Rush's post is a good reminder for employers, and the entire post can be read here.  Don't forget, California employers with 50 or more employees must provide two hours of sexual harassment prevention training to their supervisors and managers every two years.  This requirement started in 2005.

Catholic Clergy Settlement Highlights Issues of Vicarious Liability for Sexual Abuse and Sexual Harassment

The long-running tragedy of the Catholic clergy abuse scandal has, by now, become a lurid fixture of our popular culture. (On a non-sectarian note, a large number of abuse cases are pending against Protestant clergy as well). The recently announced $660 million dollar abuse settlement by the Los Angeles Archdiocese has once again put these cases in the media spotlight. 

Yet, despite their religious context, these clergy abuse claims are not unlike the lawsuits for sexual harassment routinely faced by California employers. At their core, all such claims are premised on the allegation that the employer (whether secular or religious) should be held liable for the bad acts of its employees (or other agents). Thus, aside from the threshold question of whether the misconduct actually occurred in the first place, employer liability in the secular realm will turn on the same set of questions:

  • Was the misconduct closely related to the workplace or the employee’s job duties?
  • Was the employee a supervisor or highly placed manager?
  • Did the employer have advance notice that the employee could pose a risk to others? 
  • Did the employer take reasonable steps to prevent the employee’s misconduct before it happened? 
  • Did the employer investigate and discipline the wayward employee, or did it implicitly “ratify” the conduct after-the-fact by turning a blind eye?

Depending on the answers to these questions, any California employer could find itself legally liable for an employee’s sexual misconduct. For example, the California Fair Employment and Housing Act (the “FEHA”) imposes strict vicarious liability against the employer for any sexual harassment (which may arise from conduct running the spectrum from offensive language to rape) perpetrated by a supervisor.

In the recent case of Myers v. Trendwest Resorts, Inc., 148 Cal.App.4th 1403, (2007), a California Appellate Court held that “in order for the employer to avoid strict liability for the supervisor's actions under the FEHA, the harassment must result from a completely private relationship unconnected with the employment.” Id. at 1421 (emphasis added). Thus, even where the conduct occurs away from work and outside of working hours, employers are likely to be found liable for supervisor sexual misconduct toward other employees so long as there is even the slightest connection to work.  Id. at 1424. 
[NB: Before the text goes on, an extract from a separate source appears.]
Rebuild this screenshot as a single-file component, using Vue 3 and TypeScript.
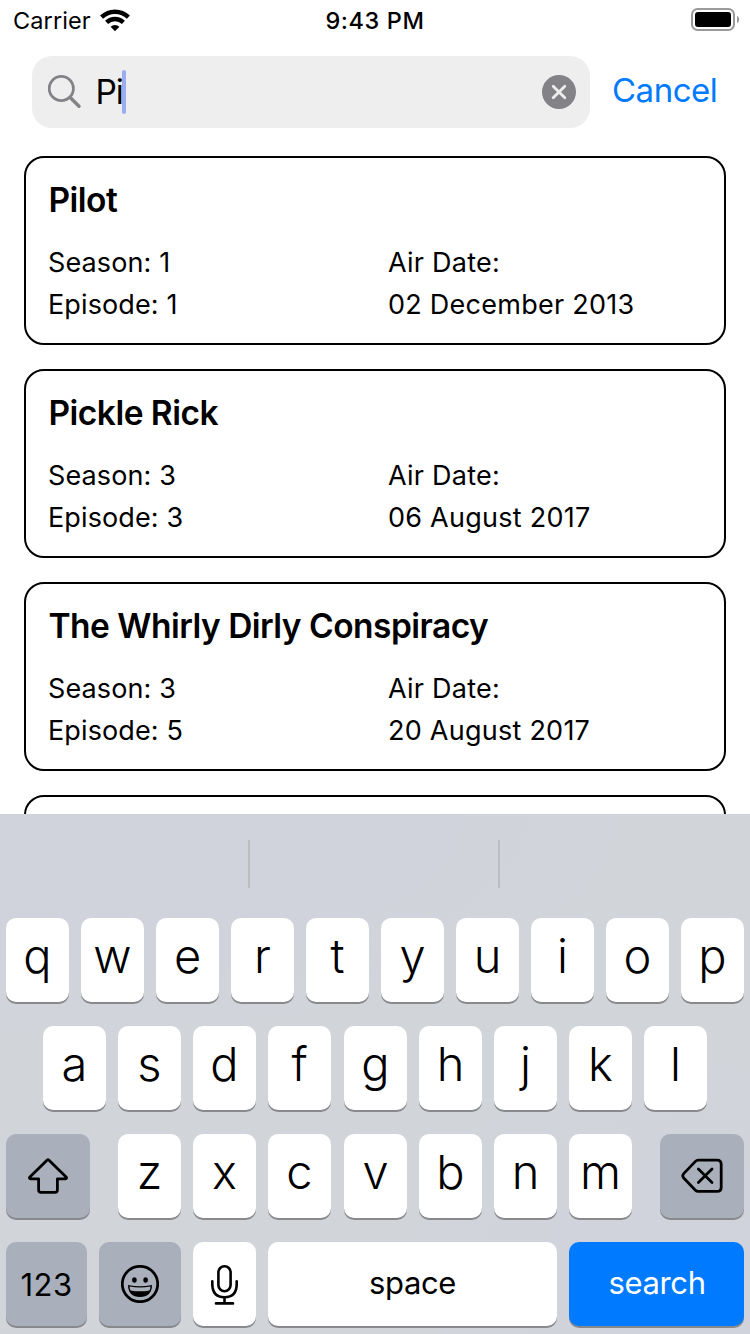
<script setup lang="ts">
interface Episode {
  title: string
  season: number
  episode: number
  airDate: string
}

const episodes: Episode[] = [
  { title: 'Pilot', season: 1, episode: 1, airDate: '02 December 2013' },
  { title: 'Pickle Rick', season: 3, episode: 3, airDate: '06 August 2017' },
  { title: 'The Whirly Dirly Conspiracy', season: 3, episode: 5, airDate: '20 August 2017' },
]

const topKeys: string[] = [...'qwertyuiop']
const homeKeys: string[] = [...'asdfghjkl']
const bottomKeys: string[] = [...'zxcvbnm']
</script>

<template>
  <div class="screen">
    <header class="status">
      <div class="status-left">
        <span class="carrier">Carrier</span>
        <svg class="wifi" width="30" height="23" viewBox="0 0 30 23">
          <path d="M15 22.2 L10.6 17.7 A6.4 6.4 0 0 1 19.4 17.7 Z" />
          <path d="M6.6 13.4 A12.2 12.2 0 0 1 23.4 13.4" class="arc" />
          <path d="M1.6 8.2 A19.3 19.3 0 0 1 28.4 8.2" class="arc" />
        </svg>
      </div>
      <span class="time">9:43 PM</span>
      <div class="status-right">
        <svg width="50" height="24" viewBox="0 0 50 24">
          <rect x="1" y="1" width="42" height="21" rx="5.5" fill="none" stroke="#9a9a9a" stroke-width="2" />
          <rect x="4" y="4" width="36" height="15" rx="3" fill="#000" />
          <path d="M46 7.8 Q48.2 9 48.2 11.5 Q48.2 14 46 15.2 Z" fill="#9a9a9a" />
        </svg>
      </div>
    </header>

    <div class="search-bar">
      <div class="field">
        <svg class="magnifier" width="34" height="34" viewBox="0 0 34 34" fill="none" stroke="#838387" stroke-linecap="round">
          <circle cx="13.3" cy="13.5" r="12.1" stroke-width="2.8" />
          <path d="M22.4 22.7 L31 31.3" stroke-width="3.4" />
        </svg>
        <span class="query">Pi</span>
        <span class="caret"></span>
        <svg class="clear" width="34" height="34" viewBox="0 0 34 34">
          <circle cx="17" cy="17" r="17" fill="#838387" />
          <path d="M11.2 11.2 L22.8 22.8 M22.8 11.2 L11.2 22.8" stroke="#eee" stroke-width="2.8" stroke-linecap="round" />
        </svg>
      </div>
      <span class="cancel">Cancel</span>
    </div>

    <main class="list">
      <article v-for="item in episodes" :key="item.title" class="card">
        <h2>{{ item.title }}</h2>
        <div class="details">
          <div class="numbering">
            <p>Season: {{ item.season }}</p>
            <p>Episode: {{ item.episode }}</p>
          </div>
          <div>
            <p>Air Date:</p>
            <p>{{ item.airDate }}</p>
          </div>
        </div>
      </article>
      <article class="card"></article>
    </main>

    <section class="keyboard">
      <div class="suggestions"><i></i><i></i></div>
      <div class="rows">
        <div class="row">
          <div v-for="k in topKeys" :key="k" class="key letter">{{ k }}</div>
        </div>
        <div class="row home">
          <div v-for="k in homeKeys" :key="k" class="key letter" :class="{ nudge: k === 'g' }">{{ k }}</div>
        </div>
        <div class="row">
          <div class="key dark shift">
            <svg width="42" height="38" viewBox="0 0 42 38" fill="none" stroke="#000" stroke-width="2.8" stroke-linejoin="round">
              <path d="M20 3.2 Q21 2.3 22 3.2 L39.1 19.9 Q40.3 21.5 38.5 21.9 H30.4 V33 Q30.4 35.3 28 35.3 H14 Q11.6 35.3 11.6 33 V21.9 H3.5 Q1.7 21.5 2.9 19.9 Z" />
            </svg>
          </div>
          <div v-for="k in bottomKeys" :key="k" class="key letter" :class="{ nudge: k === 'v' }">{{ k }}</div>
          <div class="key dark delete">
            <svg width="42" height="36" viewBox="0 0 42 36" fill="none" stroke="#000" stroke-width="2.8" stroke-linejoin="round" stroke-linecap="round">
              <path d="M17.2 2.2 H36 Q40.2 2.2 40.2 6.4 V29.2 Q40.2 33.4 36 33.4 H17.2 Q15.6 33.4 14.4 32.2 L2.7 20 Q0.9 17.8 2.7 15.6 L14.4 3.4 Q15.6 2.2 17.2 2.2 Z" />
              <path d="M17.4 11.1 L31 24.5 M31 11.1 L17.4 24.5" />
            </svg>
          </div>
        </div>
        <div class="row">
          <div class="key dark numbers">123</div>
          <div class="key dark emoji">
            <svg width="38" height="38" viewBox="0 0 38 38">
              <circle cx="19" cy="19" r="17.7" fill="none" stroke="#000" stroke-width="2.7" />
              <ellipse cx="13.4" cy="15" rx="2.3" ry="2.8" />
              <ellipse cx="24.6" cy="15" rx="2.3" ry="2.8" />
              <path d="M7 20 Q19 22.4 31 20 Q30.8 32 19 32 Q7.2 32 7 20 Z" />
              <path d="M8.6 21.6 Q19 23.6 29.4 21.6 Q29.4 24 28.4 25.4 Q19 27.2 9.6 25.4 Q8.6 24 8.6 21.6 Z" fill="#aab0bb" />
            </svg>
          </div>
          <div class="key mic">
            <svg width="28" height="42" viewBox="0 0 28 42" fill="none" stroke="#000" stroke-width="2.6" stroke-linecap="round">
              <rect x="7.4" y="3.2" width="12.2" height="25" rx="6.1" />
              <path d="M1.3 18.2 V21 Q1.3 34.2 13.5 34.2 Q25.7 34.2 25.7 21 V18.2 M13.5 34.2 V40.4 M5 40.4 H22" />
            </svg>
          </div>
          <div class="key space">space</div>
          <div class="key search">search</div>
        </div>
      </div>
    </section>
  </div>
</template>

<style>
body {
  background: #fff;
  overflow: hidden;
}
</style>

<style scoped>
.screen {
  width: 750px;
  height: 1334px;
  display: flex;
  flex-direction: column;
  overflow: hidden;
  background: #fff;
  color: #000;
  font-family: Inter, "Liberation Sans", sans-serif;
}
.status {
  height: 40px;
  flex: none;
  display: grid;
  grid-template-columns: 1fr auto 1fr;
  font-size: 23.5px;
  line-height: 42px;
}
.status-left {
  display: flex;
  padding-left: 13px;
}
.carrier {
  width: 87px;
  letter-spacing: 0.1px;
}
.wifi {
  margin-top: 9px;
}
.arc {
  fill: none;
  stroke: #000;
  stroke-width: 4.4;
}
.time {
  font-weight: 550;
  letter-spacing: 0.6px;
}
.status-right {
  display: flex;
  justify-content: flex-end;
  padding: 8px 9px 0 0;
}
.search-bar {
  flex: none;
  height: 72px;
  margin: 16px 0 28px 32px;
  display: flex;
}
.field {
  width: 558px;
  box-sizing: border-box;
  padding: 0 14px 0 16px;
  border-radius: 20px;
  background: #eee;
  display: flex;
  align-items: center;
}
.magnifier {
  margin-right: 13.5px;
}
.query {
  font-size: 33.5px;
  line-height: 74px;
  letter-spacing: -1.2px;
}
.caret {
  width: 4px;
  height: 44px;
  border-radius: 2px;
  background: #9bacf0;
  margin-left: -1px;
}
.clear {
  margin-left: auto;
}
.cancel {
  margin-left: 22px;
  color: #007aff;
  font-size: 33px;
  line-height: 69px;
  letter-spacing: -0.5px;
}
.list {
  height: 658px;
  flex: none;
  overflow: hidden;
  padding: 0 24px;
}
.card {
  box-sizing: border-box;
  height: 189px;
  margin-bottom: 24px;
  padding: 22px 22px 0;
  border: 2px solid #000;
  border-radius: 20px;
}
.card h2 {
  margin: 0 0 22px;
  padding-left: 0.5px;
  font-size: 33.5px;
  line-height: 40px;
  font-weight: 600;
  letter-spacing: -0.52px;
}
.details {
  display: grid;
  grid-template-columns: 340px 1fr;
  font-size: 27px;
  line-height: 42px;
  letter-spacing: 0.25px;
}
.details p {
  margin: 0;
}
.numbering {
  letter-spacing: 0.12px;
}
.keyboard {
  height: 520px;
  flex: none;
  background:
    radial-gradient(ellipse 280px 190px at 690px 440px, #d0d3dc 30%, transparent 100%),
    radial-gradient(ellipse 560px 220px at 60px 0, #d0d3dc 60%, transparent 100%),
    #d1d4d9;
}
.suggestions {
  height: 104px;
  box-sizing: border-box;
  padding: 26px 0 0 248px;
  display: flex;
  gap: 248px;
}
.suggestions i {
  width: 2px;
  height: 48px;
  background: #bbbdc1;
}
.rows {
  display: flex;
  flex-direction: column;
  gap: 24px;
}
.row {
  display: flex;
  gap: 12px;
  padding-left: 6px;
}
.home {
  padding-left: 43px;
}
.key {
  width: 63px;
  height: 84px;
  flex: none;
  border-radius: 10px;
  background: #fff;
  box-shadow: 0 2px 0 #88898d;
  display: flex;
  align-items: center;
  justify-content: center;
  font-size: 31px;
}
.letter {
  font-size: 47px;
  font-weight: 340;
  line-height: 76px;
  align-items: flex-start;
}
.nudge {
  margin-left: 1px;
}
.dark {
  background: #aab0bb;
}
.shift {
  width: 84px;
  margin-right: 16px;
}
.delete {
  width: 84px;
  margin-left: 16px;
}
.numbers {
  width: 81px;
  letter-spacing: 0.4px;
}
.emoji {
  width: 82px;
}
.space,
.search {
  box-sizing: border-box;
  padding-bottom: 3px;
  letter-spacing: -0.35px;
}
.space {
  width: 289px;
}
.search {
  width: 175px;
  padding-left: 1px;
  background: #007aff;
  color: #fff;
}
</style>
An employer may also be liable for the sexual misconduct of its employees toward customers or members of the public if it “knew or should have known” of the danger posed by the employee yet failed to take reasonable steps to prevent the assault or other misconduct from occurring. See Randi W. v. Muroc Joint Unified School Dist., 14 Cal.4th 1066 (1997).

Thus, to avoid the fate of the besieged archdioceses around the country, the same sound advice pertains to any entity with employees – screen your employees in order to avoid obviously bad hiring decisions, have a well-publicized policy against harassment or misconduct, train your employees to identify and report misconduct, and take prompt remedial action rather than attempting to cover up any resulting complaints. 

Confidentiality in Sexual Harassment Investigations

This Business Week article about the human resources so-called confidentiality guideline known as the "Need to Know" standard raises a great point many companies could benefit from. The main topic of the article is how HR professionals may inadvertently (or no so inadvertently) disclose information that they said they would only disclose to people who “need to know.”

However, from a legal perspective, and my mantra during sexual harassment prevention training, is that when an employee complains that they or a co-worker is “uncomfortable” with another employee’s behavior or may be a victim of harassment, the HR professional (or supervisor) cannot and should not promise absolute confidentiality. A company has a duty to investigate any potential harassment, and this duty usually falls upon the HR manager. A proper investigation requires speaking to the victim, witnesses, and usually the alleged harasser as well. This probably also requires the disclosure of information reported to the company by the alleged victim. This is not to say that the company can and should not closely guard the facts of the allegation, but promising confidentiality up front can put the company and HR professional in an awkward position because absolute confidentiality cannot always be maintained.

DOL On-Line Self Assessment For Restaurateurs Employing Minors

The U. S. Department of Labor’s Wage and Hour Division website provides a self assessment tool for restaurants that employ minors. The assessment covers common violations of the Fair Labor Standards Act (FLSA ). Restaurant owners should note that this assessment does not cover California state law items. The assessment covers items that the DOL found in the past to be some of the most common problems encountered in restaurants, and therefore, are likely issues a DOL investigator will look for in a restaurant.

Here is a list of a few of the items covered in the assessment:

Do any workers under 18 years of age do the following:
1. Operate or clean power-driven meat slicers or other meat processing machines?

2. Operate or clean any power-driven dough mixer or other bakery machines?

3. Operate, load, or unload scrap papers baler or paper box compactors?

4. Drive a motor-vehicle on the job?


Do any workers under 16 years of age do the following:
5. Cook?

6. Bake?

7. Clean cooking equipment or handle hot oil or grease?

8. Load or unload goods from a truck or conveyor?

9. Work inside a freezer or meat cooler?

10. Operate power-driven bread slicers or bagel slicers?

11. Operate any power-driven equipment?

12. Work from ladders?

13. Work during school hours?

14. Work before 7:00 a.m. on any day?

15. Work past 7:00 p.m. between Labor Day and June 1?

16. Work past 9:00 p.m. between June 1 and Labor Day?

17. Work more than 3 hours on a school day, including Fridays?

18. Work more than 8 hours on any day?

19. Work more than 18 hours in any week when school was in session?

20. Work more than 40 hours in any week when school was not in session?

21. Do you employ any workers who are less than 14 years of age?

22. Do you fail to maintain in your records a date of birth for every employee under 19 years of age?